- Fyska Location within Greece
- Coordinates: 41°06′37″N 22°59′29″E﻿ / ﻿41.1103°N 22.9914°E
- Country: Greece
- Administrative region: Central Macedonia
- Regional unit: Kilkis
- Municipality: Kilkis
- Municipal unit: Kroussa

Population (2021)
- • Community: 167
- Time zone: UTC+2 (EET)
- • Summer (DST): UTC+3 (EEST)
- Postal code: 57 200
- Area code: +30 23410
- Vehicle registration: ΚΙ

= Fyska =

Village in Greece

Fyska (Φύσκα, before 1926: Πλανίτσα - Planitsa) is a village in the regional unit of Kilkis. It is part of the municipal unit of Kroussa. In the census of 2021 Fyska had 167 inhabitants.

==History==
Most inhabitants moved from Fyska to cities like Kilkis or Thessaloniki during the mid 20th century.
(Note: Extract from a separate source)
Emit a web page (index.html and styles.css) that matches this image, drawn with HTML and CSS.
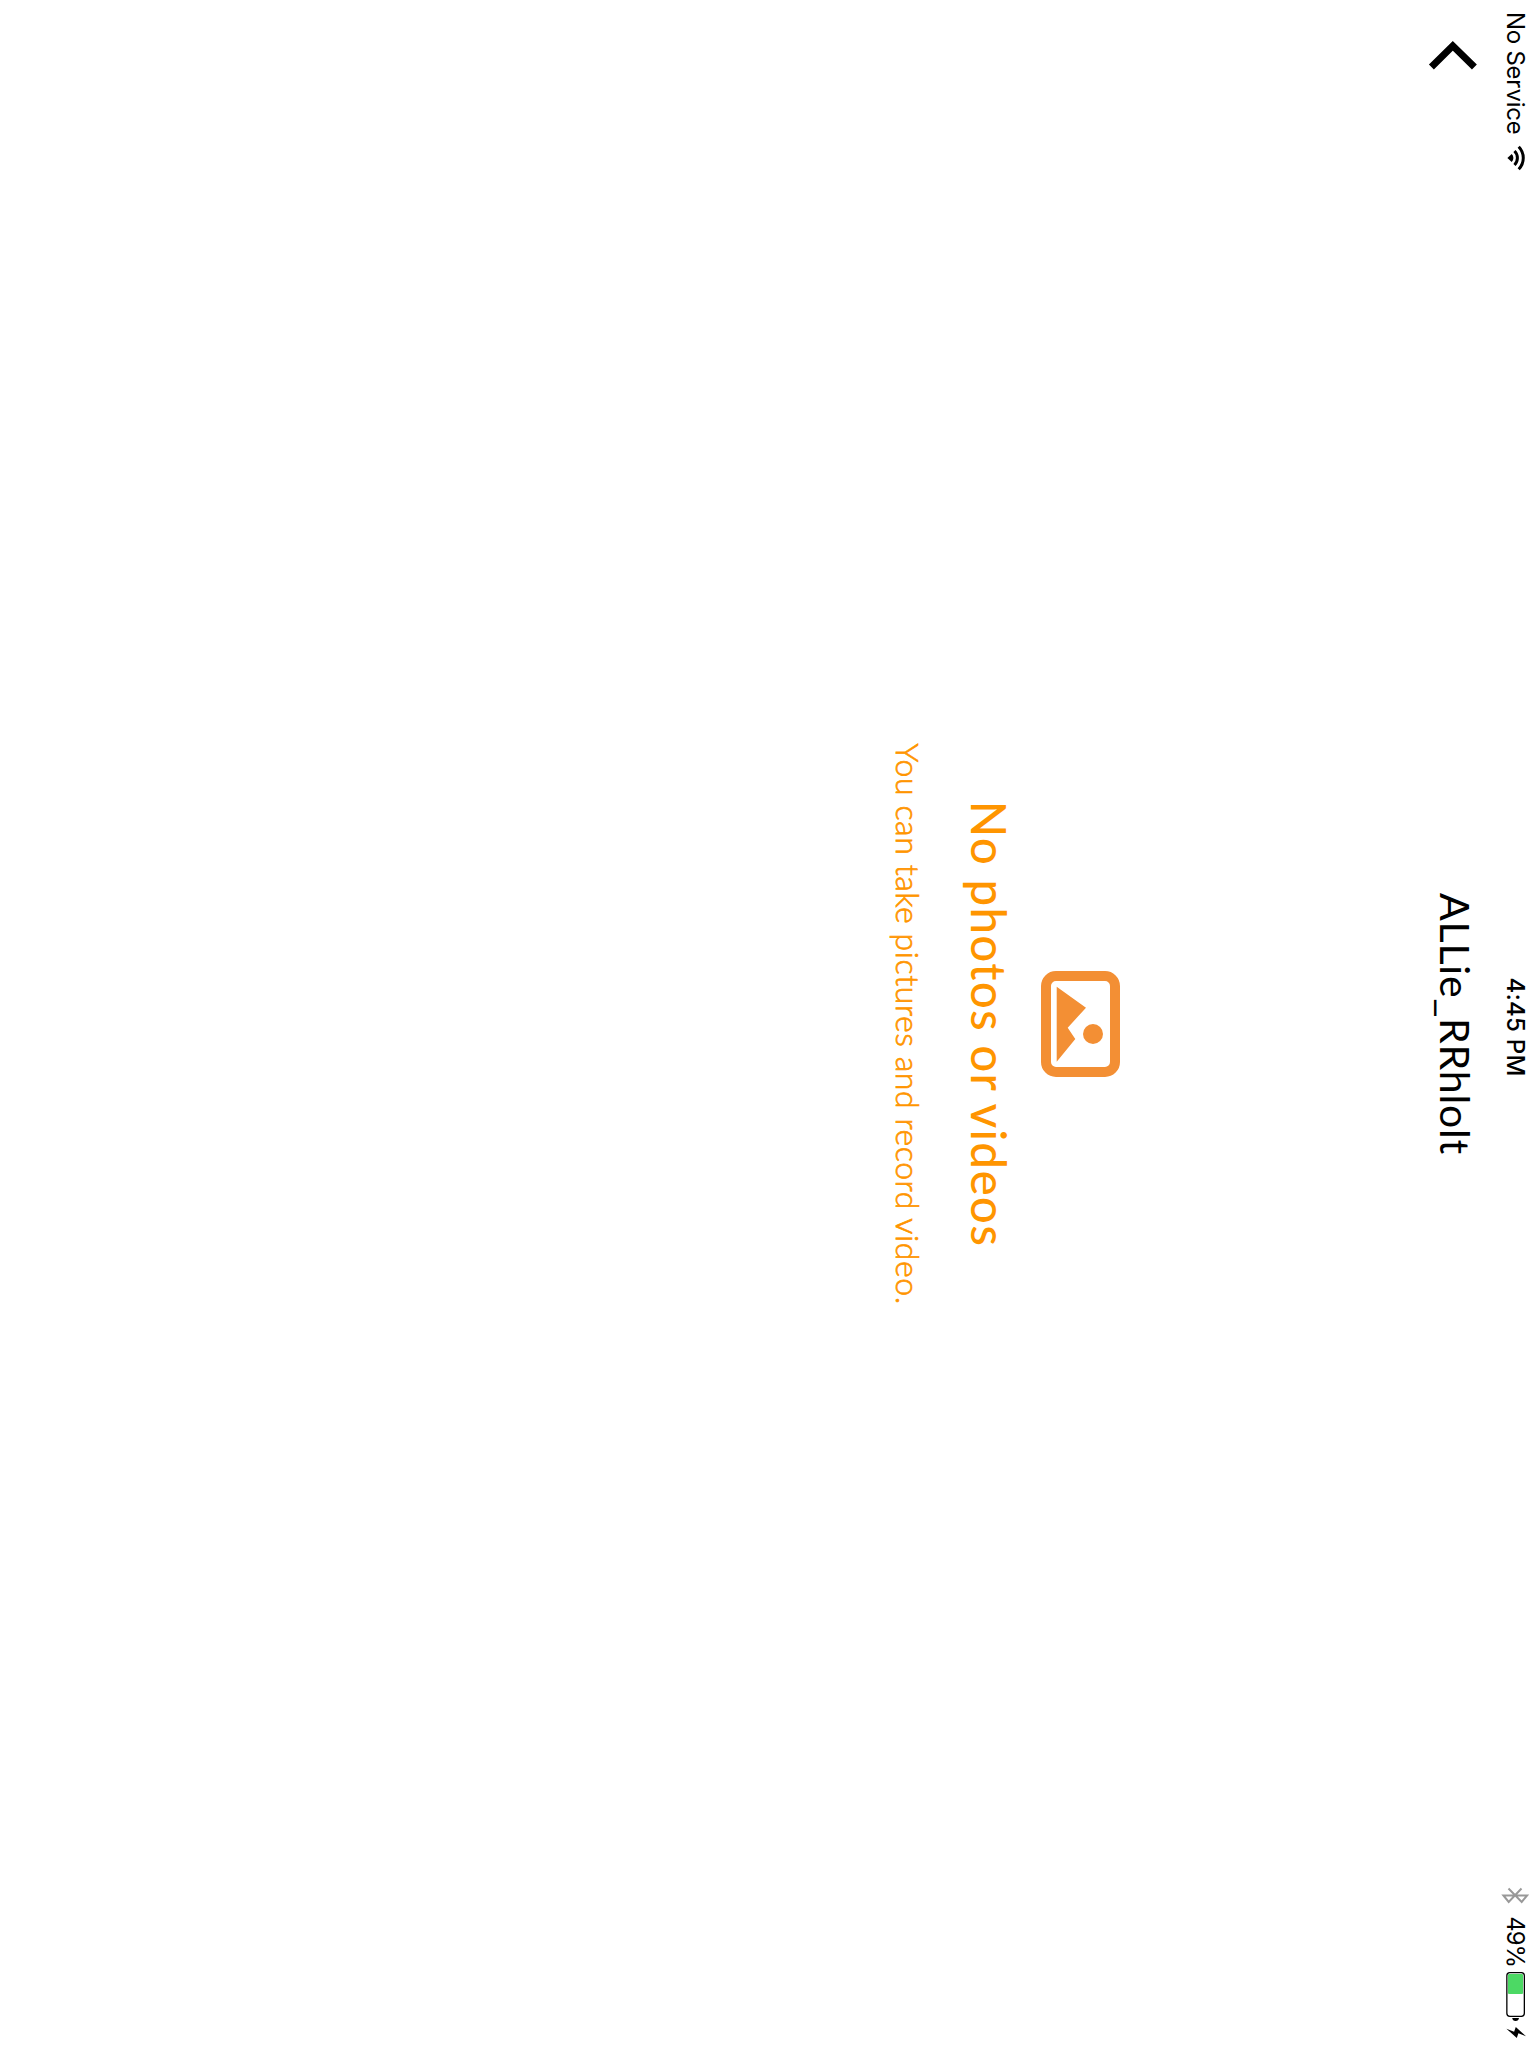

The village used to have some 1000 inhabitants. The village was created during the time of the Pontian genocide in Turkey (also known as the Ottoman Empire) during the 1920s when many Pontians fled Turkey to settle in Greece.

== Industry ==
Residents of Fyska are mainly engaged in agriculture and animal husbandry. The main crops are wheat farmers and tobacco.

== Football team ==
Fyska has a football team called Irakli Fyskas, Greek (Ηρακλή Φύσκας).